おにいちゃんのハナビ 10年日本
2010年10月17日 23:35

2010年9月26日新宿武蔵野館にて鑑賞
評価★★★★★★★★☆☆
監督:国本雅広
脚本:西田征史
出演:高良健吾、谷村美月、宮崎美子、大杉漣、早織、尾上寛之、岡本玲、佐藤隆太、佐々木蔵之介、塩見三省ほか
主題歌:藤井フミヤ「今、君に言っておこう」
配給:ゴー・シネマ
上映時間:119分
テレビでのドキュメンタリーが発端となり企画された、実在する兄妹をモデルに作られた感動作品。”実話”と紹介されているが、改変個所も多くその実態は違う・・・が、それが功を奏し成功している作品でもある。
急性白血病である華の病気療養のため、新潟県にある小さな町に5年前に引っ越してきた須藤一家。だが16歳になった華は病気の再発により半年間入院してしまう。入院生活を終え家に戻ってみると、兄である太郎が半年前から自室に引きこもっている事を知らされる。華の呼び掛けにも全く応じようとしない太郎に対し、何とか外に出て貰おうと友人たちにも協力してもらい試行錯誤するが、中々思いように上手くはいかず・・・。
(Yahoo映画レビューに投稿した「おにいちゃんのハナビ」感想文)
これほど素直に大泣きできる作品だとは思わなかった。外見は紛れもなく私の嫌いな押し付けがましい感動作なのに、その実態は見当違いも甚だしいほど違っている。・・・いや、そう思う人もいるかもしれない。だけど少なくとも自分は、劇場が明るくなるのを待って欲しかったほど泣いてしまった。いい意味で裏切られたって事だ。
その理由は投稿したレビューに書いたのでここでは割愛するとして、パンフを読むと判るんだけど、この作品”真実を基に作られている”と謳っている割に改変部分が多く、それを知る事でもしかしたら感動が薄れるかもしれないんだけど、その改変がある事で映画としては成功しているのも事実なのでちょっと書き出してみたい。

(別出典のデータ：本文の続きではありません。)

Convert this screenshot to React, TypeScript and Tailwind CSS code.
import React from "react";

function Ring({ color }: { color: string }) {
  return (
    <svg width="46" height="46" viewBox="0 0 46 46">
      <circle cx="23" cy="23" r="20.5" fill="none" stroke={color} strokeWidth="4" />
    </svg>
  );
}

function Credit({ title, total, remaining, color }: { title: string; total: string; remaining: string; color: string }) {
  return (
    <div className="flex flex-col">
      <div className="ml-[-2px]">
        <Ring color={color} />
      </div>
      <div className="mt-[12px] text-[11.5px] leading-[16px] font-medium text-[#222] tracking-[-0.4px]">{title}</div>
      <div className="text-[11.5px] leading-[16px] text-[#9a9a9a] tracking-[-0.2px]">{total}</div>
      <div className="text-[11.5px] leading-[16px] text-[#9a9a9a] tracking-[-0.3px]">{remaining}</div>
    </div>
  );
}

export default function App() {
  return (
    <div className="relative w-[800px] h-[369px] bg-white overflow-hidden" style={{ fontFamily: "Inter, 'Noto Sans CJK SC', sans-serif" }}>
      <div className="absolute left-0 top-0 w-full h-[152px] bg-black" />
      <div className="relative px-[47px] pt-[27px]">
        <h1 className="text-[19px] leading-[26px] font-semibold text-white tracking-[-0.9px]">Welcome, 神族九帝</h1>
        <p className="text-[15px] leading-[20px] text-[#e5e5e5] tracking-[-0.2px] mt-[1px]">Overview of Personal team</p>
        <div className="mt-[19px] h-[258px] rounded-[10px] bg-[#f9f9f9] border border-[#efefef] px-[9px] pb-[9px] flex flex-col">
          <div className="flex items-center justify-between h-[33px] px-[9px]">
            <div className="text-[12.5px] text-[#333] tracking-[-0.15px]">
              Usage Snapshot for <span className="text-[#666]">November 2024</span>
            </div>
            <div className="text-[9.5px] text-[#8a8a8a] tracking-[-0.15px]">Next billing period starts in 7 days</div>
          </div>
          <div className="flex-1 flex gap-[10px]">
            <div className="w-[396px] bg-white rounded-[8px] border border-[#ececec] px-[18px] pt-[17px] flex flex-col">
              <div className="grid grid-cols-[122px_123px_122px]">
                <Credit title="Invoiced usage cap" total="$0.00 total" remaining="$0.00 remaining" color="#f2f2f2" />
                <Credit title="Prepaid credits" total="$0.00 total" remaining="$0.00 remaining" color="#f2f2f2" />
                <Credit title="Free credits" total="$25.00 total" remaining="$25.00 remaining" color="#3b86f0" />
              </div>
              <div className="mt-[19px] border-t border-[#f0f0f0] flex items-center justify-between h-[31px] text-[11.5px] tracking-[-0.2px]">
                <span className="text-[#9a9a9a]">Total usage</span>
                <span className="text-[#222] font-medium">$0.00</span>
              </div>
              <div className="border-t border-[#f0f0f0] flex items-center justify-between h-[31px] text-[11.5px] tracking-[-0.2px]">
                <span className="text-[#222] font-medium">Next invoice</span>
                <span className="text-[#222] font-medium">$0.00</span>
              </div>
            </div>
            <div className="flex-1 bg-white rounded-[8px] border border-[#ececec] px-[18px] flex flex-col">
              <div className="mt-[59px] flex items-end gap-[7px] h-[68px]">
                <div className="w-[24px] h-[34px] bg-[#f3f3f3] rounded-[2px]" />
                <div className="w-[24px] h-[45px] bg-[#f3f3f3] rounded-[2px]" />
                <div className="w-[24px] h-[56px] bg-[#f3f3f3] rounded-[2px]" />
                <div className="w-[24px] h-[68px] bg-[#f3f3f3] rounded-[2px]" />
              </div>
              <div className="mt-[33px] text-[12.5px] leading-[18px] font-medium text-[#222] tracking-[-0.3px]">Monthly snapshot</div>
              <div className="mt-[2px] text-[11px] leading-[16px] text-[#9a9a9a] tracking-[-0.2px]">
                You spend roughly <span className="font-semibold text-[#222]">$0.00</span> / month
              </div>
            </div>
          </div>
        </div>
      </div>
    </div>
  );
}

まず須藤一家は都会から引っ越してきた訳ではなく、地元で育った家族らしい。兄である太郎は引きこもりでもなんでもなく、友人たちと遊び呆けている間、病気の妹にあまり構ってあげる事なく亡くなってしまったため、それを悔いての花火作りだそうだ。つまり映画でいう所のドラマ部分(兄の成長と兄妹の絆)はほぼ創作と言ってもいいだろう。幻滅するかもしれないが、事実というのは往々にしてそういうモノ・・・とも云える。
だが、この創作部分が物語として実に巧く機能するため驚くほど感動できる・・・とも云えるのだ。描きたい事を誇張せずにちらかさず、丁寧且つ繊細に描写していくため真実より真実味が増してくる、とでも言おうか。泣かせようという作り手のあざとさが見えないため、例えそういう描写であっても素直に受け入れてしまうらしい。
って事は、一歩間違えば乱立する安っぽい作品にも成り得た、とも云える。しかもその要素は限りなく沢山詰まっているのだから。それって(当たり前なんだけど)作り手のセンスが如何に大事であるかをうかがい知る事にはならないだろうか?もし同じ企画・脚本で出演者が一緒であっても、作り手が違えば(いいも悪いも)全く違う印象を与える事になるだろうからだ。しかも”よくなる可能性”は限りなく低い、と言わざるを得ない。
だから何が嬉しいって、”この作品を観に行った事”これに尽きる。自分でも最終的に何が決め手で観に行ったのかはハッキリしないし、予告を観た限りでは観に行かない選択肢を取った筈の作品なのにワザワザ新宿まで観に行ったのだ。・・・まあ実際は絶賛できるほどの作品を見逃している事なんて日常茶飯事なんだけど、それでも嬉しい事に変わりはない。これ系の作品だから尚更かもしれないが。
世間的にはほとんど話題に上がらないし、それに伴い公開館数が少ないのはホント悔やまれるのだが、出来るだけ多くの人に観て欲しい作品だ。特にこれ系の作品に懸念を抱いている人には観て欲しい。もちろん受け取り方に個人差は出るだろうが、カルチャーショックを受ける人の方が断然多いと思うぞ。・・・っていうかさあ、くだらない映画を膨大に宣伝するんだったら、その何分の一でもいいからこの作品をフューチャーしてくれないかね?この作品こそが号泣できる感動作品なのだから。・・・褒めすぎ?